Non capita raramente che un film inizi perché due attrici si somigliano e ad un regista venga voglia di sfruttare la cosa. Invece è stato così per La Quietud come ci ha raccontato lo stesso Pablo Trapero. Martina Gusman e Berenice Bejo erano a Cannes con Trapero e venivano prese in giro per la somiglianza e scherzando lui disse di volergli far interpretare due sorelle. Solo qualche tempo dopo, proprio al festival di Venezia quando Trapero venne con Il Clan, gli fece una proposta formale.

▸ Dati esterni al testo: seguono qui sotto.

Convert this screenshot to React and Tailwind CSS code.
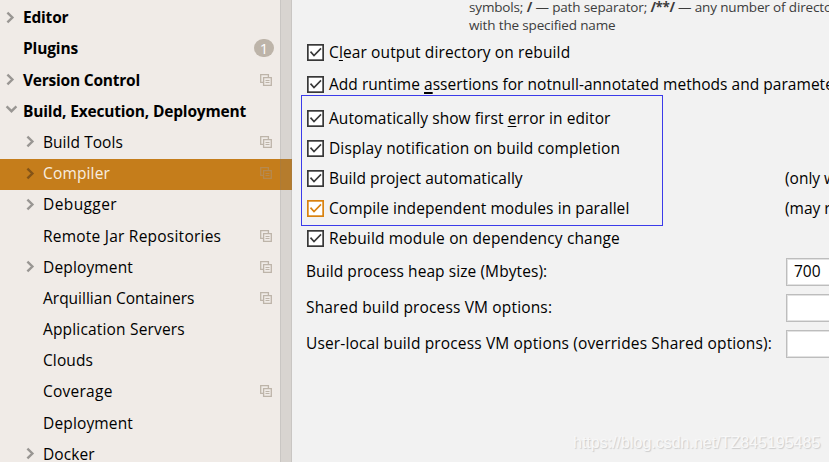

Nasce così il film che ora è Fuori Concorso alla Mostra, da questa esigenza e da quella di realizzare un “ritratto di famiglia che completasse Il Clan. Perché benché diverso ci sono le medesime connessioni, è la stessa famiglia con strati di violenza e suspense. Cambia che questo è un matriarcato e non un patriarcato”.

Ovviamente c’è anche in comune il background storico…

“Sì certo ed era presente fin dall’inizio, il fatto di come questi proprietari terrieri siano parte della storia del paese e come il passato si relazioni alla trama. Ma non andiamo a fondo, raccontiamo solo quel che devi sapere per il film, per il resto c’è Google”.

Hai fratelli o sorelle?

“Sì ho una sorella più giovane ma non somiglia alla famiglia del film, insomma non è la mia. Quel che mi piace del concetto di famiglia è che non la scegli e dovrai comunque conviverci mentre cresci, per questo è una grande sorgente di dramma. Puoi decidere di non avere un’amica ma non puoi decidere di non avere un padre, puoi non vederli ma li avrai comunque. Mi interessa come la famiglia ci formi”.

Sei il tipo che fa diversi ciak per ottenere la scena come la vuole?

“Sono molto preciso e mi piace improvvisare, faccio anche 15 ciak oppure uno solo, alle volte preferisco chiedere agli attori di entrare nella scena senza molti elementi altre volte mi serve che dicano esattamente le battute come sono scritte, alle volte mentre faccio il film imparo cose sui personaggi e sulla storia, altre volte so già tutto. È quello che mi piace del fare cinema: non ci sono due ciak uguali, non sei mai nella stessa situazione due volte, nemmeno nella stessa scena. Tu sei il primo spettatore del film che cambia sotto i tuoi occhi, non importa quante volte tu l’abbia provato ti sfuggirà sempre”.

Come avete lavorate alla scena iniziale che ha a che vedere con le sorelle e il sesso?

“Ho dovuto imparare molto sull’intimità di questi personaggi ma davvero non è diverso dal clan, anche lì il personaggio era lontano da me e quella è la grande sfida per un regista, imparare ad amare i propri personaggi. Magari non li ameresti nella realtà ma li ami per il film, li devi capire. In questo caso poi provare sarebbe stato inutile, perché quando poi sei sul set e giri con tutte le luci e il trucco è un’altra cosa, è troppo diverso. Ammiro molto il lavoro degli attori e penso che serva il loro impegno per rendere vere le scene, perché in sé sono solo idee e ipotesi, una scena o una sceneggiatura non è un romanzo, non esiste senza immagini e non sai se è buona fino a che non la giri”.

Hai mai pensato che sarebbe stato difficile far capire agli spettatori il rapporto tra le due, convincerli che non è assurdo che possano volersi così bene nonostante tutto?

“Nulla nei film è facile, tutto è un incubo, se ti serve il sole piove, se vuoi una scena d’amore con un attore quello perde la moglie, non importa quanti soldi hai, nulla è facile, la cosa importante è quanto lo rendi semplice per gli attori e il team. Soprattutto non devi mai essere rilassato, per fare il salto dall’altra parte serve un misto di semplicità e tensione, mantenere un senso di rischio e comfort insieme. Speravo che il pubblico capisse questo dettaglio e questa relazione particolare, così simbiotica, una dimensione d’amore vasta, molto più ampia dell’amore tra sorelle o tra partner, una che implica parecchia resilienza.
In fondo loro sono due survivor di quell’ambiente”.

C’è un po’ di Buñuel in queste dinamiche interne tra benestanti che si massacrano?

“È un film molto influenzato da Buñuel, non mi stanco mai di vedere i suoi film. In questo in particolare c’è un po’ il suo surrealismo, ci sono solo 5 persone che si massacrano in una casa come L’Angelo Sterminatore, un dramma con il senso dell’assurdo. Pensa che la lunga scena di notte a cena in cui iniziano a comportarsi in modi surreali l’abbiamo chiamata tra di noi la “scena angelo sterminatore”, ma c’è anche molto Fellini e Scola. Ci ho messo anche un po’ di Hitchcock nella relazione al posto, come il luogo influisca sulla storia”.